The Regency Wardrobe - research & making - Bejewelled


The Melbourne Cabinets


Standing in the Upstairs Drawing room at Firle Place, Sussex is a pair of cabinets attributed to Thomas Chippendale the Elder, c 1771. They are the most important pieces in the room; two ambitious marquetry cabinets in the Neoclassical style, originally paired with a commode that is now at Renishaw Hall, Derbyshire. The pieces were probably made for the use of Elizabeth, wife of the 1st Viscount Melbourne, in 1771, for their London townhouse, Melbourne House in Piccadilly, considered one of the grandest townhouses in Regency London.
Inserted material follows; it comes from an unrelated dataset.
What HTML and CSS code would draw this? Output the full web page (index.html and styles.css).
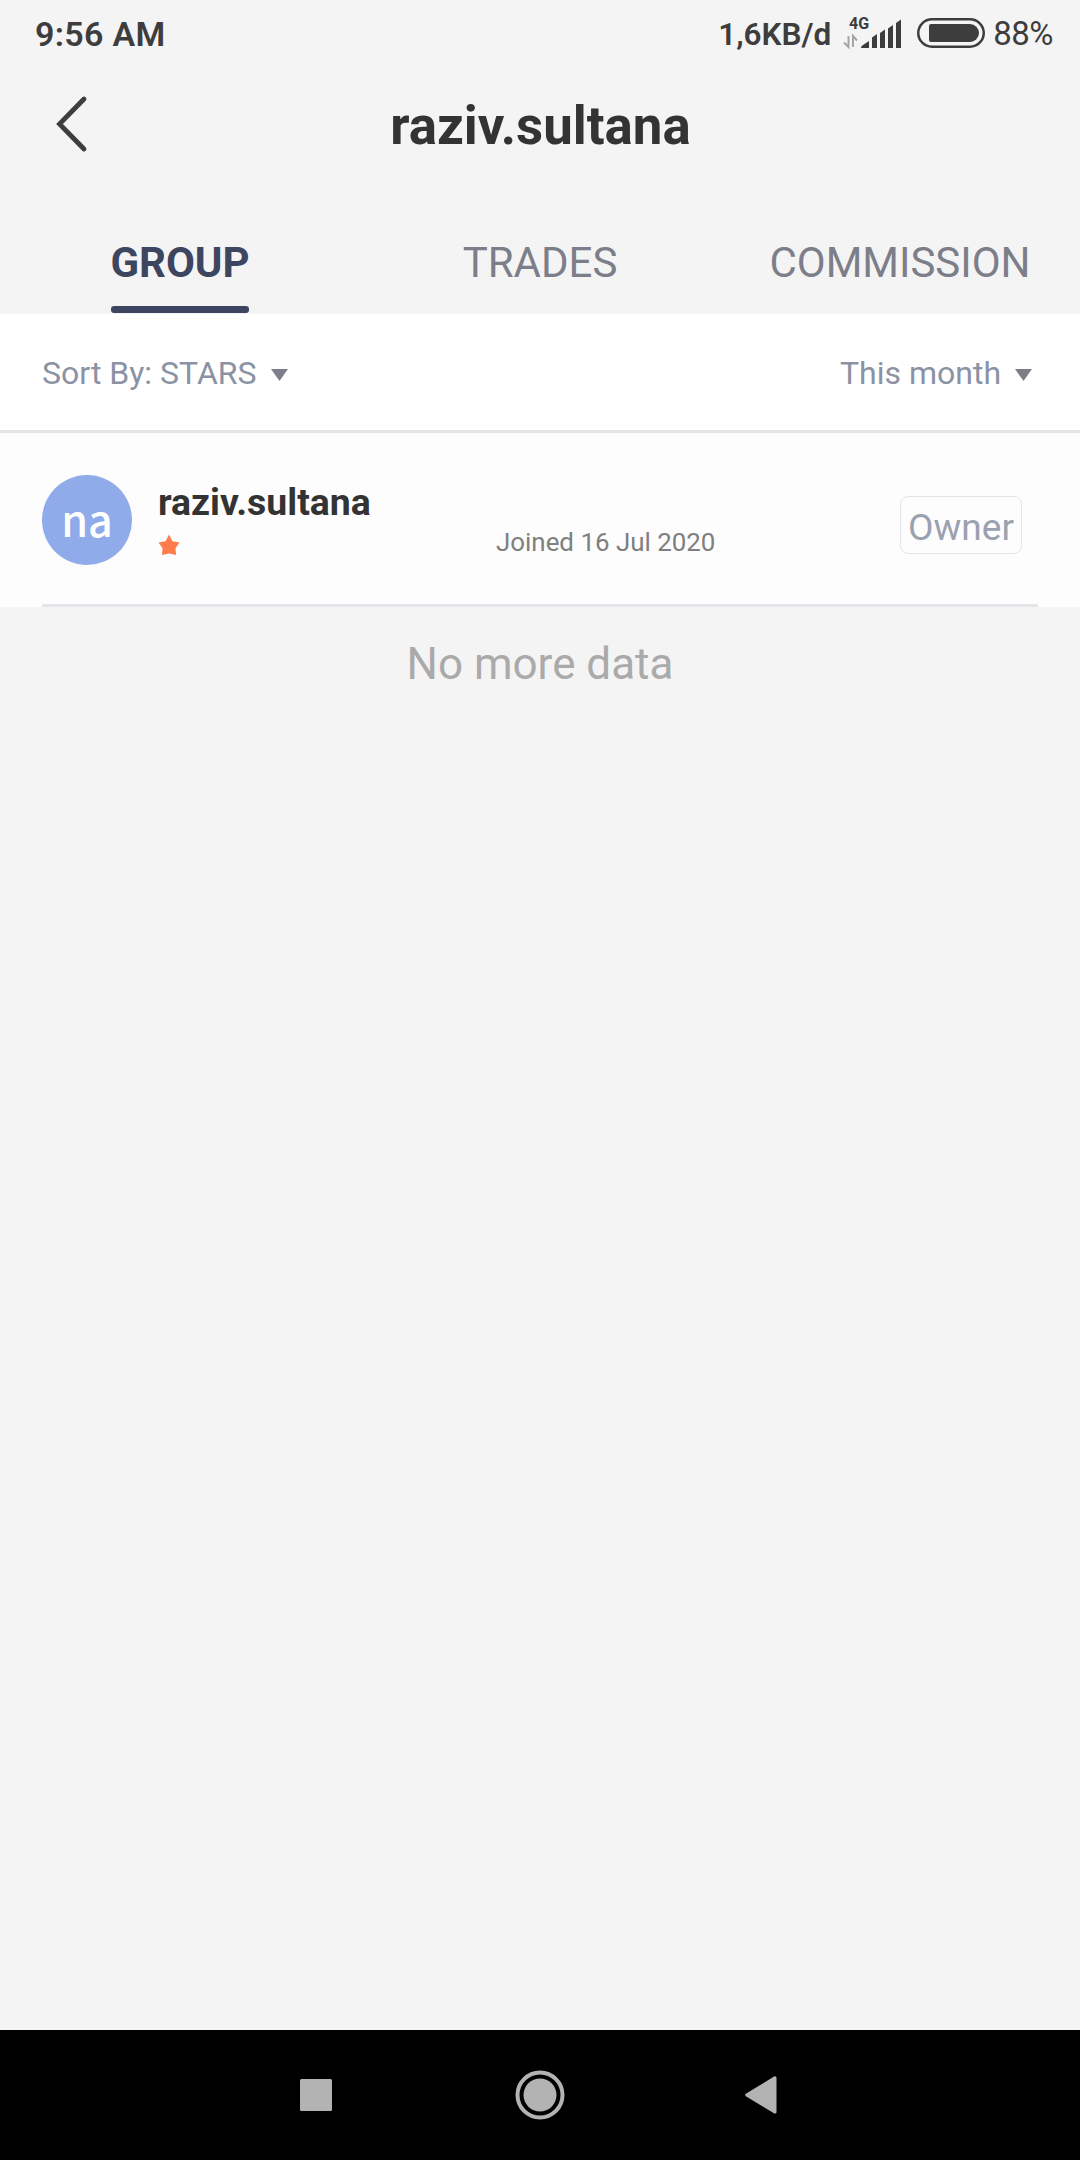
FILE: index.html
```html
<!DOCTYPE html>
<html lang="en">
<head>
  <meta charset="UTF-8" />
  <meta name="viewport" content="width=device-width, initial-scale=1.0" />
  <title>raziv.sultana</title>
  <link rel="stylesheet" href="styles.css">
</head>
<body>
  <div class="screen">
    <div class="status-bar">
      <span class="clock">9:56 AM</span>
      <div class="status-right">
        <span class="speed">1,6KB/d</span>
        <svg class="signal" width="60" height="50" viewBox="0 -8 60 50">
          <text class="signal-type" x="6" y="12.500">4G</text>
          <path class="data-arrows" d="M5.500 20V31L1 26.500M10 31V20L14 24.500" />
          <path class="bars" d="M18 32q0-2 2-3l6-4v7zM29 32V21.500l5-3.500V32zM37 32V17l5-3.500V32zM45 32V12.500l5-3.500V32zM53 32V7l5-3.500V32z" />
        </svg>
        <svg class="battery" width="68" height="30" viewBox="0 0 68 30">
          <rect class="battery-case" x="1.250" y="1.250" width="65.500" height="27.500" rx="13.750" />
          <path class="battery-fill" d="M14 6H53a9 9 0 0 1 0 18H14a2 2 0 0 1-2-2V8a2 2 0 0 1 2-2z" />
        </svg>
        <span class="percent">88%</span>
      </div>
    </div>

    <div class="header">
      <svg class="back" width="32" height="58" viewBox="0 0 32 58">
        <path d="M28 4L3.500 29L28 54" />
      </svg>
      <h1 class="title">raziv.sultana</h1>
    </div>

    <div class="tabs">
      <div class="tab active"><span>GROUP</span></div>
      <div class="tab"><span>TRADES</span></div>
      <div class="tab"><span>COMMISSION</span></div>
    </div>

    <div class="filters">
      <div class="filter">
        <span class="sort">Sort By: STARS</span>
        <svg class="arrow" width="17" height="12" viewBox="0 0 17 12"><path d="M0 0H17L8.500 12z" /></svg>
      </div>
      <div class="filter">
        <span class="period">This month</span>
        <svg class="arrow" width="17" height="12" viewBox="0 0 17 12"><path d="M0 0H17L8.500 12z" /></svg>
      </div>
    </div>

    <div class="list">
      <div class="member">
        <div class="avatar">na</div>
        <div class="info">
          <div class="name">raziv.sultana</div>
          <div class="meta">
            <svg class="star" width="24" height="24" viewBox="0 0 24 24">
              <path d="M12 1.500L15.500 8.300L22.500 9.500L18.500 15.300L19 22L12 20.500L5 22L5.500 15.300L1.500 9.500L8.500 8.300z" />
            </svg>
            <span class="joined">Joined 16 Jul 2020</span>
          </div>
        </div>
        <div class="role">Owner</div>
      </div>
    </div>
    <div class="end">No more data</div>

    <div class="nav-bar">
      <svg width="32" height="32" viewBox="0 0 32 32"><rect width="32" height="32" rx="1.500" /></svg>
      <svg class="home" width="50" height="50" viewBox="0 0 50 50">
        <circle class="ring" cx="25" cy="25" r="22.500" />
        <circle cx="25" cy="25" r="16.500" />
      </svg>
      <svg width="32" height="38" viewBox="0 0 32 38"><path d="M.800 17.800L29 .600Q31.500-.300 31.500 2V36Q31.500 38.300 29 37.200L.800 20.200Q-.500 19 .800 17.800z" /></svg>
    </div>
  </div>
</body>
</html>
```
FILE: styles.css
```css
* { box-sizing: border-box; }
body {
  margin: 0;
  background: #f4f4f4;
  font-family: Roboto, "Liberation Sans", sans-serif;
}
svg {
  display: block;
  flex: none;
}
.screen {
  width: 1080px;
  height: 2160px;
  display: flex;
  flex-direction: column;
  white-space: nowrap;
}

/* status bar */
.status-bar {
  height: 66px;
  padding: 0 27px 0 35px;
  display: flex;
  justify-content: space-between;
  align-items: center;
  color: #3d3d3d;
}
.clock {
  font-size: 34px;
  font-weight: 600;
  letter-spacing: 0.3px;
  padding-top: 1px;
}
.status-right {
  display: flex;
  align-items: center;
}
.speed {
  font-size: 31.5px;
  font-weight: 600;
  padding-top: 2px;
}
.signal {
  margin-left: 12px;
}
.signal-type {
  font-size: 16px;
  font-weight: 700;
  fill: #3d3d3d;
}
.data-arrows {
  fill: none;
  stroke: #a5a5a5;
  stroke-width: 2;
}
.bars {
  fill: #3d3d3d;
}
.battery {
  margin: 0 8px 0 14px;
}
.battery-case {
  fill: none;
  stroke: #3d3d3d;
  stroke-width: 2.5;
}
.battery-fill {
  fill: #3d3d3d;
}
.percent {
  font-size: 33px;
  letter-spacing: -0.5px;
}

/* header */
.header {
  height: 150px;
  padding: 29px 55px 0 56px;
  display: grid;
  grid-template-columns: 80px 1fr 80px;
  align-items: start;
}
.back path {
  fill: none;
  stroke: #3d3d3d;
  stroke-width: 4.8;
  stroke-linecap: round;
}
.title {
  margin: 0;
  font-size: 52.8px;
  line-height: 62px;
  font-weight: 700;
  text-align: center;
  color: #333;
}

/* tabs */
.tabs {
  height: 98px;
  display: grid;
  grid-template-columns: repeat(3, 1fr);
}
.tab {
  display: flex;
  justify-content: center;
  font-size: 42px;
  line-height: 93px;
  color: #7c7e89;
}
.tab span {
  height: 97px;
}
.tab.active {
  font-weight: 700;
  color: #3d4560;
}
.tab.active span {
  display: flex;
  flex-direction: column;
}
.tab.active span::after {
  content: "";
  height: 7px;
  margin: -3px 1px 0;
  border-radius: 3px;
  background: #3d4560;
}

/* filters */
.filters {
  height: 119px;
  padding: 2px 48px 0 42px;
  display: flex;
  justify-content: space-between;
  align-items: center;
  background: #fff;
  border-bottom: 3px solid #e5e6ea;
}
.filter {
  display: flex;
  align-items: center;
  font-size: 32px;
  color: #8a92a3;
}
.arrow {
  margin: 3px 0 0 14px;
  fill: #7c7e89;
}

/* member list */
.list {
  padding: 0 42px;
  background: #fdfdfd;
}
.member {
  height: 174px;
  padding: 42px 16px 0 0;
  display: flex;
  align-items: flex-start;
  border-bottom: 3px solid #e5e6ea;
}
.avatar {
  width: 90px;
  height: 90px;
  border-radius: 50%;
  background: #8fabe9;
  color: #fff;
  font-family: "Noto Sans CJK SC", sans-serif;
  font-size: 43px;
  font-weight: 500;
  line-height: 86px;
  text-align: center;
}
.info {
  flex: 1;
  margin-left: 26px;
}
.name {
  padding-top: 6px;
  font-size: 37.4px;
  line-height: 43px;
  font-weight: 700;
  color: #333;
}
.meta {
  height: 36px;
  display: flex;
  align-items: center;
}
.star {
  margin: 6px 0 0 -1px;
  fill: #ff7d4d;
}
.joined {
  margin-left: 315px;
  font-size: 25.9px;
  color: #7f7f7f;
}
.role {
  width: 122px;
  height: 58px;
  margin-top: 21px;
  border: 1px solid #e2e5ea;
  border-radius: 8px;
  font-size: 37px;
  line-height: 61px;
  text-align: center;
  color: #9aa1b0;
}
.end {
  flex: 1;
  padding-top: 27px;
  font-size: 44px;
  line-height: 60px;
  text-align: center;
  color: #aaa;
}

/* system navigation */
.nav-bar {
  height: 130px;
  padding: 0 303px 1px 300px;
  display: flex;
  justify-content: space-between;
  align-items: center;
  background: #000;
  fill: #b3b3b3;
}
.home {
  margin-left: 3px;
}
.ring {
  fill: none;
  stroke: #b3b3b3;
  stroke-width: 4;
}
```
This is what they look like today:



See: https://firle.com/thoughts-chippendales-pansanger-cabinets-firle-place/


“The cabinets passed by descent to Lord Melbourne’s daughter Emily Lamb (1787-1869), and thence to the Cowpers of Panshanger, Hertfordshire, by Emily’s marriage to Peter Clavering-Cowper, 5 Earl Cowper of Panshanger (1778-1837). After the death of the childless 7th Earl Cowper in 1905 the cabinets passed to his niece Imogen Grenfell (1905-69), who married Henry, 6th Viscount Gage in 1931. When Panshanger was sold in 1952 some of its contents, including the cabinets, were brought to the home of the Gage family, Firle Place, Sussex.”.

- Burlington Magazine June 2019


But they didn't always look like they do today. Here is a paragraph again from the Burlington magazine:


"As on other Chippendale furniture of the 1770s, the marquetry is made from a combination of naturally coloured and artificially dyed woods. The dominant veneer is holly (Ilex aquifolium), both in its natural white state (for the ground) and dyed in colours (for the detail). Because of the generally small size of holly trees, and because of the difficulty of obtaining unblemished white wood, the veneers used for the ground are narrow, and multiple sections were needed to make up the wider pieces. Holly was the marqueteurs’ preferred wood because its whiteness allows dyes to produce true and intense colour, while at the same time it is dense enough to work cleanly and to engrave well, but not so hard as to be difficult. The next most abundant veneer is what the French call bois satiné (Brosimum rubescens), used here for the crossbandings and mouldings. This provides a lively, somewhat variegated, red/pink/orange framing to the panels of white holly. Other self-coloured woods are South American purple wood (Peltogyne spp.), padouk (Pterocarpus spp._ from Asia or Africa, European barberry (Berberis vulgaris), boxwood (Buxus sempervirens) and mulberry (Morus nigra). The colours produced with dyed holly were reds and pinks of various hues, blue, yellow, orange and three shades of green. The dyes used were the same as those used to dye cloth. The reds, pinks and orange were dyed with brazil wood or madder. Indigo was used for blue and to make green,, indigo was mixed with fustic (wig tree, Rhus continus) in different proportions to make different shades. Plain yellow was made with fustic alone. Where shadow was wanted to create shade and perspective the edges of the veneers were dipped into hot sand to darken them."


This is a digitally rendered impression of what it is now believed the cabinets would originally have looked like, in the 18th century, the veneers have darkened and changed over the centuries, until becoming as we view them today


The Sevres Melbourne dessert service is displayed inside the cabinets



Images and text from the Burlington magazine 2019

To read more about the Melbourne cabinets at Firle Place please click here



Miniature cabinets and beautiful boxes in the Regency era


Having been introduced to the Melbourne cabinets and knowing already that I wanted to make a piece, as part of The Regency Wardrobe collection, directly inspired by an attribute of the house and its contents I realised I wanted to make a piece of furniture, the first attempted by The House of Embroidered Paper. I had to look to something smaller than a cabinet meant to display a Sevres dinner service but research showed that, during the Regency, cabinets weren't all taller than people.


A collector for example might have stored his fossils and mineral specimens in a beautiful miniature.